Tuesday, October 23, 2012

On the Fall of Tor and Tinidril

Just to warn you, dear reader, from the beginning, this post will be more geared toward asking questions rather than offering my thoughts. Having said that, I did find Perelanda to be filled with beautiful imagery, marvellous characters, and fantastic ideas. If the work was not meant to be such an obvious analogue to the Fall of Man on Earth, its hinting toward the Adam and Eve account would have been heavy handed, to say the least. However, Lewis successfully walked the fine line he set out for himself, and pulled it off smartly.

Now on to the questions. Obviously, I do not expect an answer to these questions, considering the unfortunate complication that the author is no longer living. I cannot see why that should nonetheless stop me from asking them.

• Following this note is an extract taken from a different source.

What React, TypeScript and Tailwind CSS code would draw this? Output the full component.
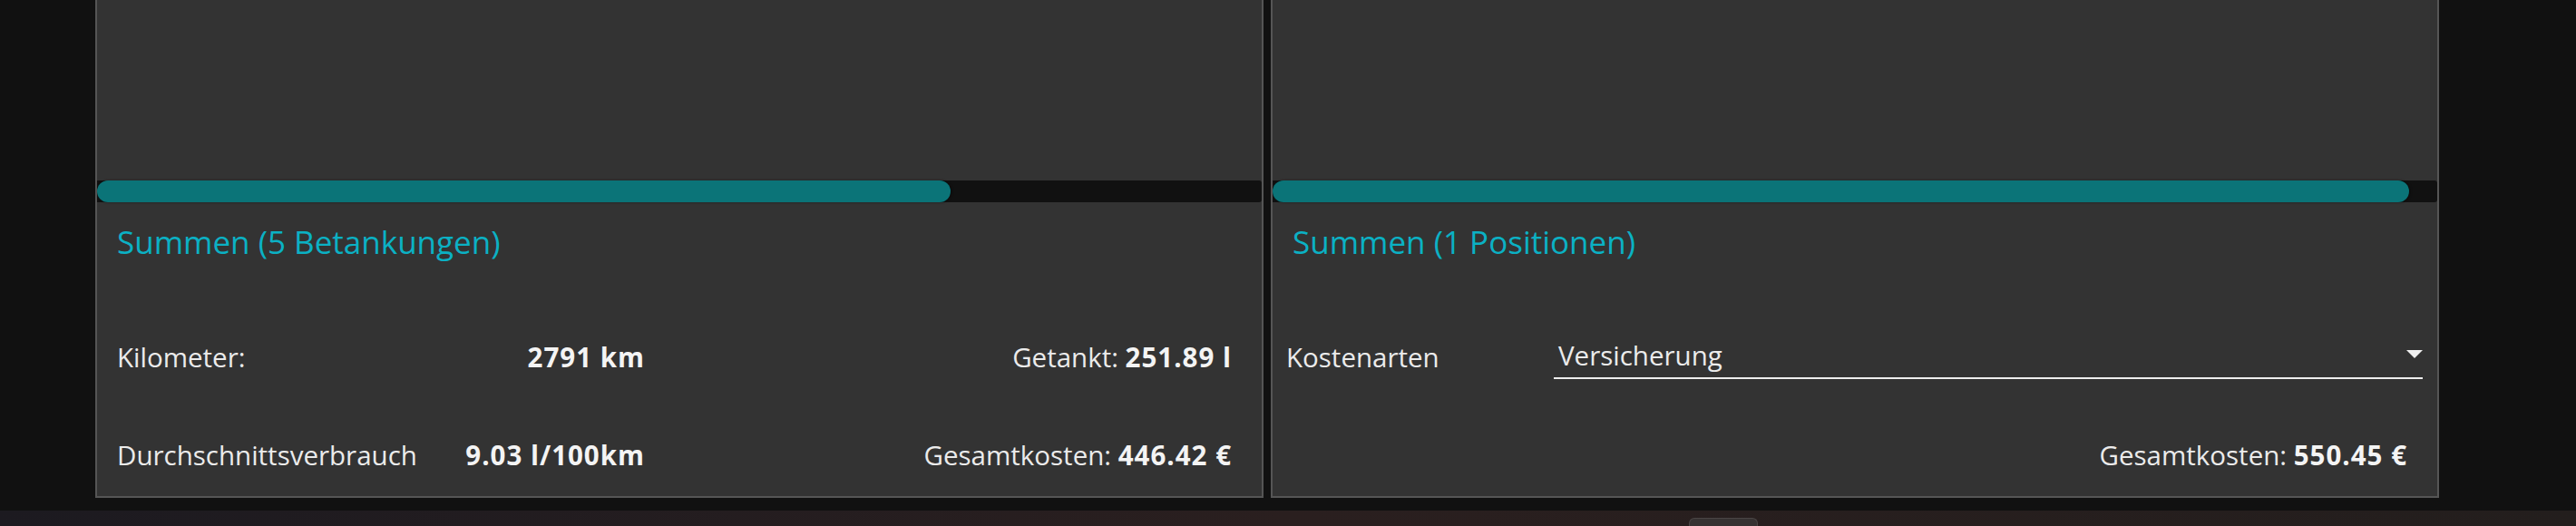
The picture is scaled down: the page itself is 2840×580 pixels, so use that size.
import React from "react";

interface Bar {
  percent: number;
}

function ProgressBar({ percent }: Bar) {
  return (
    <div className="h-[24px] w-full rounded-r-[3px] bg-[#111111]">
      <div
        className="h-full rounded-full bg-[#0b7478] shadow-[1px_0_3px_rgba(0,0,0,0.45)]"
        style={{ width: `${percent}%` }}
      />
    </div>
  );
}

function Panel({ children }: { children: React.ReactNode }) {
  return (
    <div className="flex h-[549px] w-[1288px] flex-col border-x-2 border-b-2 border-[#555555] bg-[#333333]">
      {children}
    </div>
  );
}

function Title({ text }: { text: string }) {
  return (
    <h2 className="mt-[26px] pl-[22px] text-[35px] leading-[35px] font-normal text-[#0bb1c4]">
      {text}
    </h2>
  );
}

function Value({ children }: { children: React.ReactNode }) {
  return <span className="font-bold tracking-[1px] text-[#f4f4f4]">{children}</span>;
}

export default function App() {
  return (
    <div
      className="flex h-[580px] w-[2840px] flex-col bg-[#111111] text-[#ebebeb]"
      style={{ fontFamily: '"Open Sans", "Noto Sans", sans-serif' }}
    >
      <div className="flex h-[563px] gap-[8px] pl-[105px]">
        <Panel>
          <div className="h-[199px]" />
          <ProgressBar percent={73.3} />
          <Title text="Summen (5 Betankungen)" />

          <div className="mt-[95px] flex items-baseline pl-[22px] pr-[33px] text-[29.5px] leading-[30px]">
            <div className="flex w-[582px] justify-between">
              <span>Kilometer:</span>
              <Value>2791 km</Value>
            </div>
            <div className="ml-auto">
              Getankt: <Value>251.89 l</Value>
            </div>
          </div>

          <div className="mt-[78px] flex items-baseline pl-[22px] pr-[33px] text-[29.5px] leading-[30px]">
            <div className="flex w-[582px] justify-between">
              <span>Durchschnittsverbrauch</span>
              <Value>9.03 l/100km</Value>
            </div>
            <div className="ml-auto">
              Gesamtkosten: <Value>446.42 €</Value>
            </div>
          </div>
        </Panel>

        <Panel>
          <div className="h-[199px]" />
          <ProgressBar percent={97.6} />
          <Title text="Summen (1 Positionen)" />

          <div className="mt-[93px] flex items-start pl-[15px] pr-[16px] text-[29.5px] leading-[30px]">
            <span className="mt-[2px] w-[295px]">Kostenarten</span>
            <div className="flex flex-1 items-start justify-between border-b-2 border-[#eeeeee] pb-[9px] pl-[5px]">
              <span>Versicherung</span>
              <svg width="18" height="9" viewBox="0 0 18 9" className="mt-[9px]">
                <path d="M0 0 H18 L9 9 Z" fill="#f0f0f0" />
              </svg>
            </div>
          </div>

          <div className="mt-[69px] flex justify-end pr-[33px] text-[29.5px] leading-[30px]">
            <div>
              Gesamtkosten: <Value>550.45 €</Value>
            </div>
          </div>
        </Panel>
      </div>

      <div className="flex h-[17px] bg-gradient-to-r from-[#1c1a20] via-[#2a1f1f] to-[#231e1d] pl-[1862px]">
        <div className="mt-[8px] h-[9px] w-[76px] rounded-t-[6px] border-x border-t border-[#4a4545] bg-[#363232]" />
      </div>
    </div>
  );
}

What did Lewis believe was the purpose of the Fall? Did he consider it necessary? What would he have suggested would have happened if it had not occurred? Did he reject the idea that the two first humans could not have born children without the Fall occurring? Where did he believe the adversary came from? What did he think of Eve and her choice? What about Adam and his? Did he think that the resurrection simply restores the soul and body to the state like unto those that our first parents possessed before the Fall?

I'm sure that he has answers to some of these recorded in other works in a fair amount of detail. Now it's my job to go find them.